40 years ago, the 1978 Pittsburgh Steelers
In the first season of the NFL's new 16-game regular-season schedule, the Steelers earned their third title in a five-year span, becoming the first three-time Super Bowl champion in league history and snapping a tie with two-time winners Green Bay, Miami and Dallas. Pittsburgh finished 14-2 in the regular season, the franchise's best record in any of its record six Super Bowl-winning campaigns. In the playoffs, the Steelers destroyed Denver and Houston, its two AFC opponents, by a combined score of 77-15, then added 35 more points in its Super Bowl win over Dallas, with the 35-31 shootout in Miami's Orange Bowl considered the most entertaining game in the then-13-year history of the Super Bowl.
* What you might not know about the 1978 Steelers: Not only did Pittsburgh quarterback Terry Bradshaw win the league's MVP award that season, the Steelers had a whopping 10 players named to the Pro Bowl, with four first-team All-Pro selections. Pittsburgh's only two losses came by a combined 10 points, dropping a seven-point home game to Houston in Week 8 and a three-point road game at the L.A. Rams in Week 11.
30 years ago, the 1988 San Francisco 49ers
While the 49ers' other three Super Bowl-winning teams in the '80s went a dominating 13-3, 15-1 and 14-2, respectively in 1981, 1984 and 1989, San Francisco's 1988 club cobbled together just a 10-6 mark, winning the NFC West by virtue of tiebreakers over both the Rams and Saints (both of whom were 10-6). San Francisco was just 6-5 entering Week 12, but then the 49ers got hot, winning four straight in the regular-season and steamrolling the out-manned Vikings and Bears by a combined 62-12 in the playoffs.
San Francisco's so-so .625 winning percentage in the regular season was the lowest by any Super Bowl champion in the game's history, at least until the 2007 Giants and 2010 Packers (both 10-6) tied it, and then the 2011 Giants (9-7, .563) bested it. But in the final game of his Hall of Fame 10-year tenure coaching San Francisco, Bill Walsh did his finest work, coaxing a 20-16 last-minute comeback win out of the 49ers in Super Bowl XXIII against Cincinnati. That dramatic victory in Miami's Joe Robbie Stadium gave San Francisco's its third Super Bowl ring in an eight-season span, and cemented Walsh and 49ers quarterback Joe Montana as two of the NFL's greatest big-game artists.

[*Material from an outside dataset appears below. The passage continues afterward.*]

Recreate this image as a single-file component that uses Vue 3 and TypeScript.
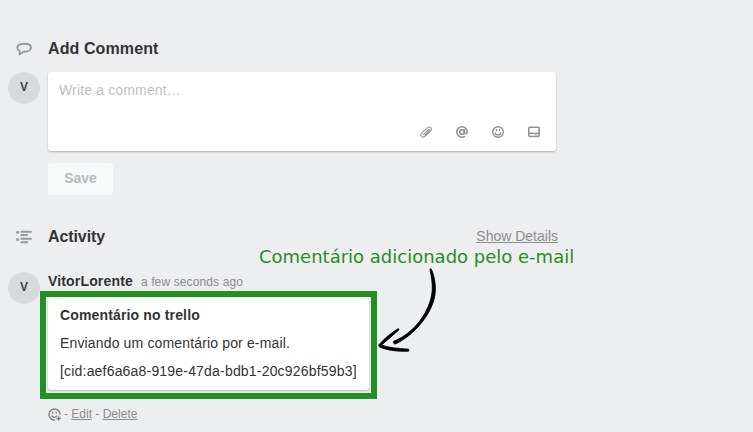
<script setup lang="ts">
interface Comment {
  author: string
  initial: string
  time: string
  title: string
  message: string
  attachment: string
}

const comment: Comment = {
  author: 'VitorLorente',
  initial: 'V',
  time: 'a few seconds ago',
  title: 'Comentário no trello',
  message: 'Enviando um comentário por e-mail.',
  attachment: '[cid:aef6a6a8-919e-47da-bdb1-20c926bf59b3]',
}
</script>

<template>
  <main class="page">
    <header class="heading">
      <svg class="heading-icon" viewBox="0 0 16 16">
        <path d="M3.5 9.7C1.9 8.9 1.1 7.7 1.3 6.3C1.7 3.9 4.9 2.7 8.5 2.7C12.3 2.7 15 4.2 15 6.5C15 9 12 10.7 8.5 10.7C7.2 10.7 6.4 11.2 5.5 12.2C4.8 12.9 4.1 13.3 3.4 13.3C3.9 12.1 3.9 10.9 3.5 9.7Z" fill="none" stroke="#999" stroke-width="1.9" stroke-linejoin="round" />
      </svg>
      <h2>Add Comment</h2>
    </header>

    <section class="row compose">
      <div class="avatar">{{ comment.initial }}</div>
      <div class="compose-main">
        <div class="editor">
          <p class="placeholder">Write a comment…</p>
          <div class="tools">
            <svg viewBox="0 0 16 16">
              <path d="M4.1 8.7L9.1 3.9C10.2 2.8 11.7 2.8 12.6 3.7C13.5 4.7 13.3 6.1 12.3 7.1L7.1 12.1C6 13.2 4.3 13.5 3.3 12.5C2.2 11.4 2.5 9.9 3.6 8.9M5.4 10.4L10.1 5.9C10.6 5.4 11.3 5.7 11.2 6.4C11.1 6.8 10.8 7.1 10.5 7.4L6.7 10.9" transform="translate(.2 -.1)" fill="none" stroke="#999" stroke-width="1.1" stroke-linecap="round" />
            </svg>
            <svg viewBox="0 0 16 16">
              <g fill="none" stroke="#919191" stroke-width="1.6">
                <circle cx="8" cy="8" r="2.3" />
                <path d="M10.4 5.3V8.6C10.4 10.3 13.2 10.3 13.2 8C13.2 4.9 10.8 2.8 8 2.8C5.1 2.8 2.8 5.1 2.8 8C2.8 10.9 5.1 13.2 8 13.2C9.2 13.2 10.2 12.9 11.1 12.3" />
              </g>
            </svg>
            <svg viewBox="0 0 16 16">
              <circle cx="8" cy="8" r="5.3" fill="none" stroke="#919191" stroke-width="1.5" />
              <path d="M6.5 5V7.2M9.5 5V7.2" stroke="#919191" stroke-width="1.4" />
              <path d="M5.3 8.8C5.8 11.6 10.2 11.6 10.7 8.8" fill="none" stroke="#919191" stroke-width="1.3" stroke-linecap="round" />
            </svg>
            <svg viewBox="0 0 16 16">
              <rect x="2.8" y="3.3" width="10.4" height="9.2" rx="1" fill="none" stroke="#919191" stroke-width="1.6" />
              <path d="M3 9.4H13" stroke="#919191" stroke-width="1.5" />
              <path d="M9 10.9H10.8M11.6 10.9H12.6" stroke="#a5a5a5" stroke-width="1.2" />
            </svg>
          </div>
        </div>
        <button class="save" type="button">Save</button>
      </div>
    </section>

    <header class="heading activity">
      <svg class="heading-icon" viewBox="0 0 16 16">
        <g stroke="#999" stroke-width="1.9" stroke-linecap="round">
          <path d="M5.3 2.7H15M5.3 6H11.2M5.3 9.8H15M5.3 13.2H11.2" />
        </g>
        <circle cx="1.6" cy="3.3" r="1.5" fill="#999" />
        <circle cx="1.6" cy="10.5" r="1.5" fill="#999" />
      </svg>
      <h2>Activity</h2>
      <a class="details">Show Details</a>
    </header>

    <article class="row entry">
      <div class="avatar">{{ comment.initial }}</div>
      <div class="entry-main">
        <div class="meta"><strong>{{ comment.author }}</strong><span>{{ comment.time }}</span></div>
        <div class="bubble">
          <h3>{{ comment.title }}</h3>
          <p>{{ comment.message }}</p>
          <p class="attachment">{{ comment.attachment }}</p>
          <div class="highlight"></div>
        </div>
        <div class="actions">
          <svg viewBox="0 0 12 12">
            <path d="M11.1 6.2A5.1 5.1 0 1 0 6.7 11.1" fill="none" stroke="#808689" stroke-width="1.4" />
            <path d="M4.4 3.3V5.2M7.6 3.3V5.2" stroke="#808689" stroke-width="1.3" />
            <path d="M3.5 6.9C4 9 7.4 9.2 8.2 7" fill="none" stroke="#808689" stroke-width="1.3" />
            <path d="M9.8 7.6V11.8M7.7 9.7H11.9" stroke="#808689" stroke-width="1.5" />
          </svg>
          <span>- <a>Edit</a> - <a>Delete</a></span>
        </div>
      </div>
    </article>

    <div class="note">Comentário adicionado pelo e-mail</div>
    <svg class="arrow" viewBox="0 0 34 86" fill="#000" stroke="#000" stroke-width=".9" stroke-linejoin="round">
      <path d="M53.4 1.2C55.8 7 57.8 15 57.3 23C56.4 43 38 66 17.8 75.8C15.8 76.6 14.4 73.6 16.2 73C36 65.5 52.5 43 54.2 23C54.7 15.5 53.4 8 52 2C51.8 .6 52.9 .1 53.4 1.2Z" />
      <path d="M20.8 62L3 77.6C2 78.8.6 77.4 1.5 76.2C6.8 70 13 65.3 19.5 61C20.5 60.5 21.4 61.3 20.8 62Z" />
      <path d="M2 76.4C10.5 80 20 80.2 30.3 81.2C31.3 81.5 31.3 83 30.3 83.2C20 83.5 9.6 82.6 1.8 79C.2 78.2.7 75.8 2 76.4Z" />
    </svg>
  </main>
</template>

<style>
body {
  background: #edeef0;
}
</style>

<style scoped>
.page {
  position: relative;
  box-sizing: border-box;
  width: 753px;
  height: 432px;
  padding: 38px 0 0 8px;
  overflow: hidden;
  background: #edeef0;
  color: #333;
  font-family: "Liberation Sans", Arial, sans-serif;
  font-size: 14px;
}
h2, h3, p {
  margin: 0;
}
.heading {
  display: flex;
  align-items: center;
  width: 550px;
  height: 20px;
}
.heading-icon {
  width: 16px;
  height: 16px;
  margin: 1px 16px 0 8px;
}
h2 {
  padding-top: 2px;
  font-size: 16px;
  line-height: 20px;
  letter-spacing: .1px;
}
.activity h2 {
  letter-spacing: -.1px;
}
.row {
  display: flex;
  gap: 8px;
}
.avatar {
  flex: none;
  width: 32px;
  height: 32px;
  border-radius: 50%;
  background: #d6dadc;
  color: #444;
  font-size: 12px;
  font-weight: 700;
  line-height: 30px;
  text-align: center;
}
.compose {
  margin-top: 14px;
}
.editor {
  display: flex;
  flex-direction: column;
  justify-content: space-between;
  box-sizing: border-box;
  width: 508px;
  height: 79px;
  padding: 9px 14px 11px 11px;
  border-radius: 3px;
  background: #fff;
  box-shadow: 0 1px 2px rgba(0, 0, 0, .25);
}
.placeholder {
  color: #bfbfbf;
  line-height: 18px;
  letter-spacing: .15px;
}
.tools {
  display: flex;
  justify-content: flex-end;
  gap: 20px;
}
.tools svg {
  width: 16px;
  height: 16px;
}
.save {
  display: block;
  width: 65px;
  height: 32px;
  margin-top: 12px;
  padding: 0 0 2px;
  border: 0;
  border-radius: 3px;
  background: #f8f9f9;
  color: #b6bbbf;
  font: bold 14px "Liberation Sans", Arial, sans-serif;
}
.activity {
  margin-top: 31px;
}
.details {
  margin-left: auto;
  color: #8c8c8c;
  text-decoration: underline;
}
.entry {
  margin-top: 26px;
}
.meta {
  height: 18px;
  line-height: 18px;
}
.meta strong {
  letter-spacing: .16px;
}
.meta span {
  margin-left: 8px;
  color: #8c8c8c;
  font-size: 12px;
  letter-spacing: .12px;
}
.bubble {
  position: relative;
  box-sizing: border-box;
  width: 321px;
  height: 92px;
  margin-top: 8px;
  padding: 8px 12px;
  border-radius: 3px;
  background: #fff;
  box-shadow: 0 1px 2px rgba(0, 0, 0, .25);
}
h3, .bubble p {
  font-size: 14px;
  line-height: 18px;
  letter-spacing: .15px;
  white-space: nowrap;
}
.bubble p {
  margin-top: 10px;
}
.bubble .attachment {
  letter-spacing: .19px;
}
.highlight {
  position: absolute;
  inset: -7px -8px -9px -8px;
  border: 6px solid #239023;
}
.actions {
  display: flex;
  align-items: center;
  height: 18px;
  margin-top: 15px;
  color: #8c8c8c;
  font-size: 12px;
}
.actions svg {
  width: 13px;
  height: 13px;
  margin-right: 3px;
}
.actions a {
  text-decoration: underline;
}
.note {
  position: absolute;
  left: 259px;
  top: 245px;
  color: #239023;
  font: 18px/24px "DejaVu Sans", sans-serif;
  white-space: nowrap;
}
.arrow {
  position: absolute;
  left: 378px;
  top: 268px;
  width: 34px;
  height: 86px;
  overflow: visible;
}
</style>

* What you might not know about the 1988 49ers:San Francisco went just 4-4 at home that season, its worst record and only non-winning mark at Candlestick Park in the 15-season span of 1984-98.
20 years ago, The 1998 Denver Broncos
In the final season of John Elway's stellar 16-year NFL career, No. 7 went out on top, winning a second consecutive Super Bowl ring after starting his career 0-3 in the NFL's biggest game. The Broncos went a franchise-best 14-2 in 1998 - still their high-water mark - and won the AFC West by a gaudy six games over Oakland and Seattle (both 8-8). They dispatched Miami and the Jets in the AFC playoffs, winning 38-3 over the Dolphins and 23-10 against the Jets, then hung up a 34-19 rout of the NFC champion Atlanta Falcons in Super Bowl XXXIII at Miami's Pro Player Stadium.
Denver was a machine on offense that season, scoring an AFC-best 501 points in the regular season and winning its first 13 games, the best getaway by any team since the famed perfect-season Dolphins of 1972. Running back Terrell Davis ran for 2,008 yards in 1998, becoming just the fourth back to crack that 2,000 plateau.
* What you might not know about the 1998 Broncos: Denver became the fifth franchise to win consecutive Super Bowls, joining Green Bay, Miami, Pittsburgh and San Francisco. The only disappointment that season was perhaps ours, for not getting to see a Super Bowl matchup of Minnesota and Denver, with the high-powered 15-1 Vikings falling upset to visiting Atlanta in overtime in the NFC title game, after breaking the NFL team-scoring mark with 556 points that season.
10 years ago, the 2008 Pittsburgh Steelers
After their dynasty and dominance of the 1970s, the Steelers needed 26 long years to earn their "One for the Thumb,'' a fifth Super Bowl ring. But after the 2005 club finally got that job done, Pittsburgh required just three more years to earn a sixth Super Bowl crown, which still stands alone among all NFL franchises (sorry, Patriots and 49ers fans). Defense was again the byword in Pittsburgh, with the Steelers building a 12-4 regular-season record on the strength of limiting foes to a league-low 223 points. Pittsburgh's D also paced the NFL in yards allowed, first downs allowed, yards per play and held 14 consecutive opponents to 300 yards or less - tying a mark set by the 1973 Rams.
Not only did linebacker James Harrison become the first un-drafted player to ever claim the NFL's Defensive Player of the Year honor, he provided the most memorable play of a wildly entertaining and action-packed Super Bowl, intercepting a Kurt Warner pass and returning it 100 positively epic yards for a touchdown on the final play of the first half. The Steelers led 17-7 at that point, but the Arizona Cardinals scored three straight times in the fourth quarter to grab a 23-20 lead with under three minutes remaining. Pittsburgh proved itself with a gut-check 78-yard scoring drive, scoring with 35 seconds remaining to survive 27-23 in Super Bowl XLIII in Tampa's Raymond James Stadium.
* What you might not know about the 2008 Steelers: It was, of course, receiver Santonio Holmes whose balletic, toe-tapping 6-yard game-winning touchdown catch in the back right corner of the end zone secured the Super Bowl win over Arizona. Holmes was named Super Bowl MVP for his nine-catch, 131-yard, one-touchdown performance, and that figures. He was the sixth receiver to win the game's MVP honor, with half of that contingent being Steelers (joining Lynn Swann and Hines Ward).